Dengan demikian sesuai benar bahwa candi Kidal sebagai candi Pendharmaan Raja
Anusapati.
Motif
hiasan yang lain adalah motif Medallion
yang didalamnya dihias dengan sulur teratai dan binatang. Motif ini sebagai
penggambaran alam gunung. Gunung di tempatnya memiliki unsur flora dan fauna.
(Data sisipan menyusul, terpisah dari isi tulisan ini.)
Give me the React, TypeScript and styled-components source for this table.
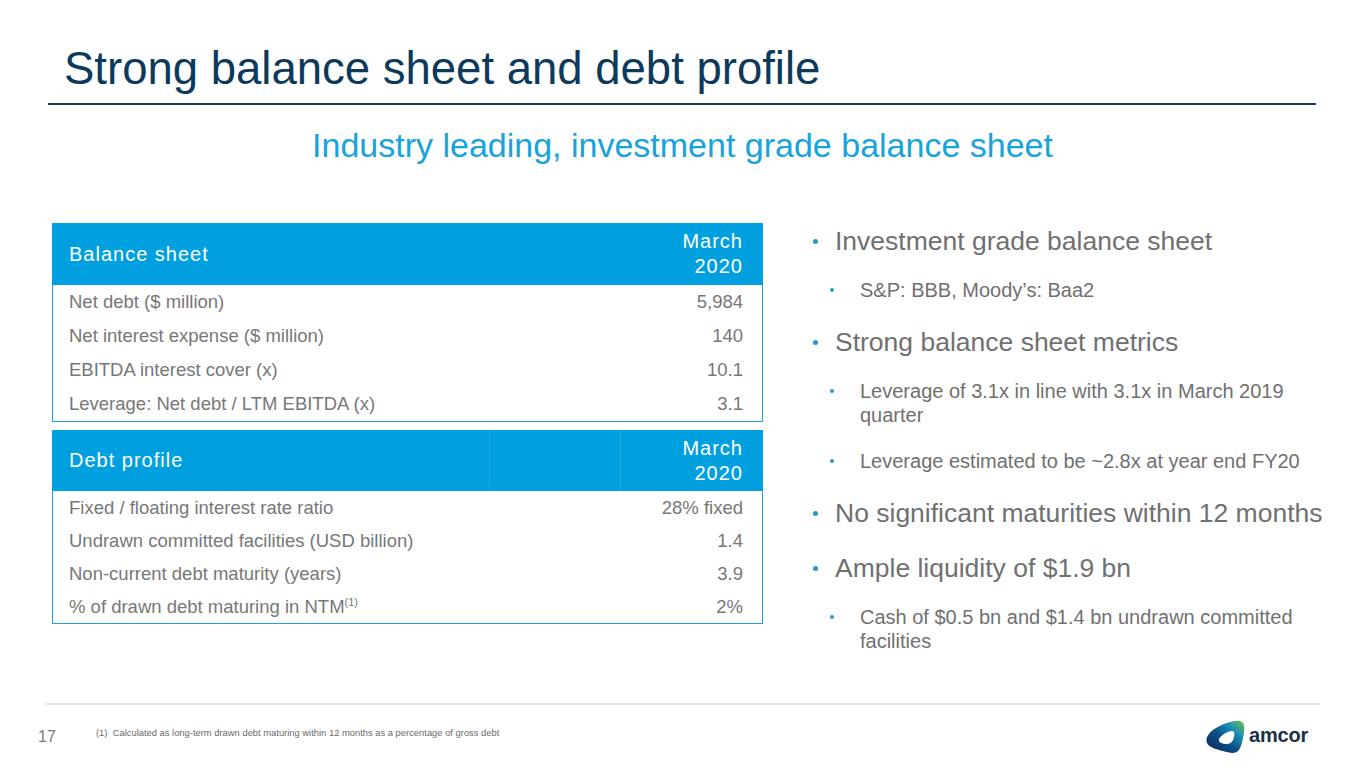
import styled, { createGlobalStyle } from 'styled-components';

const GlobalStyle = createGlobalStyle`
  html, body {
    margin: 0;
    padding: 0;
    background: #ffffff;
  }
  body {
    font-family: "Liberation Sans", Arial, sans-serif;
  }
`;

const Page = styled.div`
  width: 1365px;
  height: 768px;
  display: flex;
  flex-direction: column;
  overflow: hidden;
  background: #ffffff;
`;

const TitleBar = styled.header`
  margin-left: 48px;
  width: 1268px;
  padding: 43px 0 8px 16px;
  box-sizing: border-box;
  border-bottom: 2px solid #1d3d5a;
`;

const Title = styled.h1`
  margin: 0;
  font-size: 45.5px;
  line-height: 52px;
  font-weight: 400;
  color: #0c3a5d;
`;

const Subtitle = styled.h2`
  margin: 20px 0 0;
  text-align: center;
  font-size: 34px;
  line-height: 40px;
  font-weight: 400;
  color: #17a3dc;
`;

const Main = styled.main`
  display: flex;
  margin-top: 58px;
  padding-left: 52px;
`;

const TablesColumn = styled.div`
  display: flex;
  flex-direction: column;
  gap: 8px;
  width: 711px;
  flex: none;
`;

const Table = styled.div`
  border: 1px solid #1ea2dd;
  border-top: none;
`;

const HeaderRow = styled.div<{ $split?: boolean; $height: number }>`
  display: grid;
  grid-template-columns: ${p => (p.$split ? '437px 131px 1fr' : '1fr auto')};
  height: ${p => p.$height}px;
  margin: 0 -1px;
  background: #009fe0;
  color: #ffffff;
  font-size: 20px;
  letter-spacing: 1px;
`;

const HeaderCell = styled.div<{ $right?: boolean; $divider?: boolean }>`
  display: flex;
  align-items: center;
  justify-content: ${p => (p.$right ? 'flex-end' : 'flex-start')};
  text-align: ${p => (p.$right ? 'right' : 'left')};
  padding: ${p => (p.$right ? '0 20px 0 0' : '0 0 0 17px')};
  line-height: 25px;
  border-left: ${p => (p.$divider ? '1px solid rgba(255, 255, 255, 0.13)' : 'none')};
`;

const Row = styled.div<{ $height: number }>`
  display: flex;
  justify-content: space-between;
  align-items: center;
  height: ${p => p.$height}px;
  padding: 0 19px 0 16px;
  font-size: 18.5px;
  color: #777777;
`;

const Sup = styled.sup`
  font-size: 11px;
  line-height: 0;
  vertical-align: 7px;
`;

const BulletList = styled.ul`
  list-style: none;
  margin: 3px 0 0 45px;
  padding: 0;
  color: #707070;
`;

const Item = styled.li<{ $level: 1 | 2 }>`
  display: flex;
  margin-top: ${p => (p.$level === 1 ? 25 : 22)}px;
  font-size: ${p => (p.$level === 1 ? 26.5 : 20)}px;
  line-height: ${p => (p.$level === 1 ? 30 : 24)}px;

  &:first-child {
    margin-top: 0;
  }
`;

const Marker = styled.span<{ $level: 1 | 2 }>`
  flex: none;
  display: flex;
  align-items: center;
  box-sizing: border-box;
  width: ${p => (p.$level === 1 ? 27 : 52)}px;
  height: ${p => (p.$level === 1 ? 30 : 24)}px;
  padding-left: ${p => (p.$level === 1 ? 5 : 22)}px;

  &::before {
    content: '';
    width: ${p => (p.$level === 1 ? 5 : 4)}px;
    height: ${p => (p.$level === 1 ? 5 : 4)}px;
    border-radius: 50%;
    background: #2399cc;
  }
`;

const ItemText = styled.span<{ $width?: number }>`
  max-width: ${p => (p.$width ? `${p.$width}px` : 'none')};
`;

const Footer = styled.footer`
  margin-top: auto;
  height: 65px;
  display: flex;
  flex-direction: column;
`;

const FooterRule = styled.div`
  margin-left: 46px;
  width: 1273px;
  height: 2px;
  background: #e1e1e1;
`;

const FooterRow = styled.div`
  flex: 1;
  display: flex;
  align-items: center;
  padding: 0 57px 0 38px;
`;

const PageNumber = styled.span`
  width: 58px;
  flex: none;
  font-size: 16px;
  color: #7a7a7a;
`;

const Footnote = styled.span`
  flex: 1;
  margin-bottom: 8px;
  font-size: 9.4px;
  color: #6a6a6a;
`;

const Logo = styled.div`
  display: flex;
  align-items: center;
  gap: 4px;
`;

const LogoText = styled.span`
  font-size: 20px;
  font-weight: 700;
  color: #1c3047;
  letter-spacing: -0.2px;
  margin-top: -2px;
`;

const balanceRows = [
  ['Net debt ($ million)', '5,984'],
  ['Net interest expense ($ million)', '140'],
  ['EBITDA interest cover (x)', '10.1'],
  ['Leverage: Net debt / LTM EBITDA (x)', '3.1'],
];

const debtRows: [React.ReactNode, string][] = [
  ['Fixed / floating interest rate ratio', '28% fixed'],
  ['Undrawn committed facilities (USD billion)', '1.4'],
  ['Non-current debt maturity (years)', '3.9'],
  [<>% of drawn debt maturing in NTM<Sup>(1)</Sup></>, '2%'],
];

const bullets: { level: 1 | 2; text: string }[] = [
  { level: 1, text: 'Investment grade balance sheet' },
  { level: 2, text: 'S&P: BBB, Moody’s: Baa2' },
  { level: 1, text: 'Strong balance sheet metrics' },
  { level: 2, text: 'Leverage of 3.1x in line with 3.1x in March 2019 quarter' },
  { level: 2, text: 'Leverage estimated to be ~2.8x at year end FY20' },
  { level: 1, text: 'No significant maturities within 12 months' },
  { level: 1, text: 'Ample liquidity of $1.9 bn' },
  { level: 2, text: 'Cash of $0.5 bn and $1.4 bn undrawn committed facilities' },
];

function AmcorMark() {
  return (
    <svg width="40" height="34" viewBox="0 0 40 34">
      <defs>
        <linearGradient id="amcorGrad" x1="0" y1="1" x2="1" y2="0">
          <stop offset="0" stopColor="#0a2550" />
          <stop offset="0.45" stopColor="#0d4f8a" />
          <stop offset="0.72" stopColor="#1b8fb8" />
          <stop offset="1" stopColor="#7cc242" />
        </linearGradient>
      </defs>
      <path
        d="M2 23 C0 18 4 12 11 8 C19 3 30 0 35 1 C39 2 40 6 39 12 C38 20 36 28 33 31 C30 34 24 33 18 31 C10 29 4 27 2 23 Z"
        fill="url(#amcorGrad)"
      />
      <path
        d="M14 19 C16 15 23 11 27 11 C29 11 30 13 29 17 C28 21 26 24 22 24 C17 24 13 22 14 19 Z"
        fill="#ffffff"
      />
    </svg>
  );
}

export default function App() {
  return (
    <Page>
      <GlobalStyle />
      <TitleBar>
        <Title>Strong balance sheet and debt profile</Title>
      </TitleBar>
      <Subtitle>Industry leading, investment grade balance sheet</Subtitle>

      <Main>
        <TablesColumn>
          <Table>
            <HeaderRow $height={62}>
              <HeaderCell>Balance sheet</HeaderCell>
              <HeaderCell $right>March<br />2020</HeaderCell>
            </HeaderRow>
            {balanceRows.map(([label, value]) => (
              <Row key={label} $height={34}>
                <span>{label}</span>
                <span>{value}</span>
              </Row>
            ))}
          </Table>

          <Table>
            <HeaderRow $height={61} $split>
              <HeaderCell>Debt profile</HeaderCell>
              <HeaderCell $divider />
              <HeaderCell $right $divider>March<br />2020</HeaderCell>
            </HeaderRow>
            {debtRows.map(([label, value]) => (
              <Row key={value} $height={33}>
                <span>{label}</span>
                <span>{value}</span>
              </Row>
            ))}
          </Table>
        </TablesColumn>

        <BulletList>
          {bullets.map(b => (
            <Item key={b.text} $level={b.level}>
              <Marker $level={b.level} />
              <ItemText $width={b.level === 2 ? 440 : undefined}>{b.text}</ItemText>
            </Item>
          ))}
        </BulletList>
      </Main>

      <Footer>
        <FooterRule />
        <FooterRow>
          <PageNumber>17</PageNumber>
          <Footnote>(1)&nbsp; Calculated as long-term drawn debt maturing within 12 months as a percentage of gross debt</Footnote>
          <Logo>
            <AmcorMark />
            <LogoText>amcor</LogoText>
          </Logo>
        </FooterRow>
      </Footer>
    </Page>
  );
}
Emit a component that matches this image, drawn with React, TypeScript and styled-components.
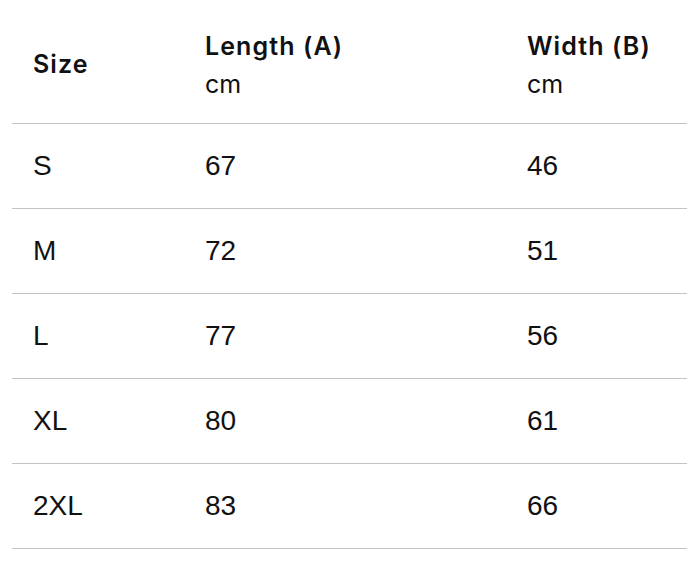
import { createGlobalStyle } from "styled-components"
import styled from "styled-components"

const GlobalStyle = createGlobalStyle`
  html, body {
    margin: 0;
    padding: 0;
    background: #ffffff;
  }
  body {
    font-family: "Liberation Sans", Arial, sans-serif;
    color: #111111;
  }
`

const rows = [
  { size: "S", length: "67", width: "46" },
  { size: "M", length: "72", width: "51" },
  { size: "L", length: "77", width: "56" },
  { size: "XL", length: "80", width: "61" },
  { size: "2XL", length: "83", width: "66" },
]

const App = () => {
  return (
    <>
      <GlobalStyle />
      <Wrapper>
        <Table>
          <colgroup>
            <col style={{ width: 172 }} />
            <col style={{ width: 322 }} />
            <col />
          </colgroup>
          <thead>
            <tr>
              <HeadCell>
                <HeadTitle>Size</HeadTitle>
              </HeadCell>
              <HeadCell>
                <HeadTitle>Length (A)</HeadTitle>
                <Unit>cm</Unit>
              </HeadCell>
              <HeadCell>
                <HeadTitle>Width (B)</HeadTitle>
                <Unit>cm</Unit>
              </HeadCell>
            </tr>
          </thead>
          <tbody>
            {rows.map((r) => (
              <tr key={r.size}>
                <Cell>{r.size}</Cell>
                <Cell>{r.length}</Cell>
                <Cell>{r.width}</Cell>
              </tr>
            ))}
          </tbody>
        </Table>
      </Wrapper>
    </>
  )
}

const Wrapper = styled.div`
  padding: 0 0 0 12px;
`

const Table = styled.table`
  width: 675px;
  border-collapse: collapse;
  table-layout: fixed;
`

const HeadCell = styled.th`
  height: 118px;
  padding: 5px 0 0 21px;
  text-align: left;
  vertical-align: middle;
  border-bottom: 1px solid #c4c4c4;
`

const HeadTitle = styled.div`
  font-family: Inter, "Liberation Sans", sans-serif;
  font-size: 25px;
  font-weight: 600;
  line-height: 34px;
  letter-spacing: 1.1px;
`

const Unit = styled.div`
  font-family: Inter, "Liberation Sans", sans-serif;
  font-size: 25px;
  font-weight: 400;
  line-height: 36px;
  margin: 3px 0 -3px;
`

const Cell = styled.td`
  height: 84px;
  padding: 0 0 0 21px;
  font-size: 28px;
  vertical-align: middle;
  border-bottom: 1px solid #c4c4c4;
`

export default App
Dengan demikian motif tersebut mempertegas bahwa candi adalah suatu gambaran
dari gunung suci.
Adegan
fragmen relief ini menceritakan ketika sang Garuda sanggup memenuhi tuntutan
dewi Kadru (ibu pada ular), untuk menjadi budaknya, yaitu dengan cara mengasuh
semua anak dewi Kadru yang terdiri dari para ular. Sebab sang garuda mau
menjadi budak dewi Kadru, karena garuda ingin membebaskan ibunya, yaitu dewi
Winata yang sudah sekian lama menjadi budak dewi Kadru.
Sebab-sebab
perbudakan itu dimulai ketika para dewa sedang mengaduk lautan susu
‘Ksirarnawa’ guna mencari ‘amerta’. Peristiwa pengadukan lautan tersebut
dikenal dengan nama ‘Samudramantana’. Dari dalam samudra tersebut selain
‘amerta’, keluar bermacam-macam benda dan senjata andalan. Salah satunya adalah
seekor kuda putih yang bernama ‘uccaisrawa’. Pada waktu itu dua dewi bersaudara
istri Maharesi Kasyapa, yaitu dewi Winata dan dewi Kadru melakukan tebak-tepat,
dengan perjanjian siapa yang kalah harus mau menjadi budaknya. Tebak tepatnya
adalah apakah warna dari kuda ‘uccaisrawa’. Winata menebak putih seluruhnya dan
Kadru menebak putih dengan ekor yang hitam.
Ketika
tebakan Kadru itu diberitahukan kepada anak-anaknya, yaitu para ular, maka para
ular tersentak kaget, karena tebakan ibunya salah, berarti harus menjadi budak
Dewi Winata. Demi diberitahukan kepada dewi Kadru, maka menangislah dewi Kadru,
dan menyuruh anak-anaknya mencari akal supaya tebakannya itu menjadi benar.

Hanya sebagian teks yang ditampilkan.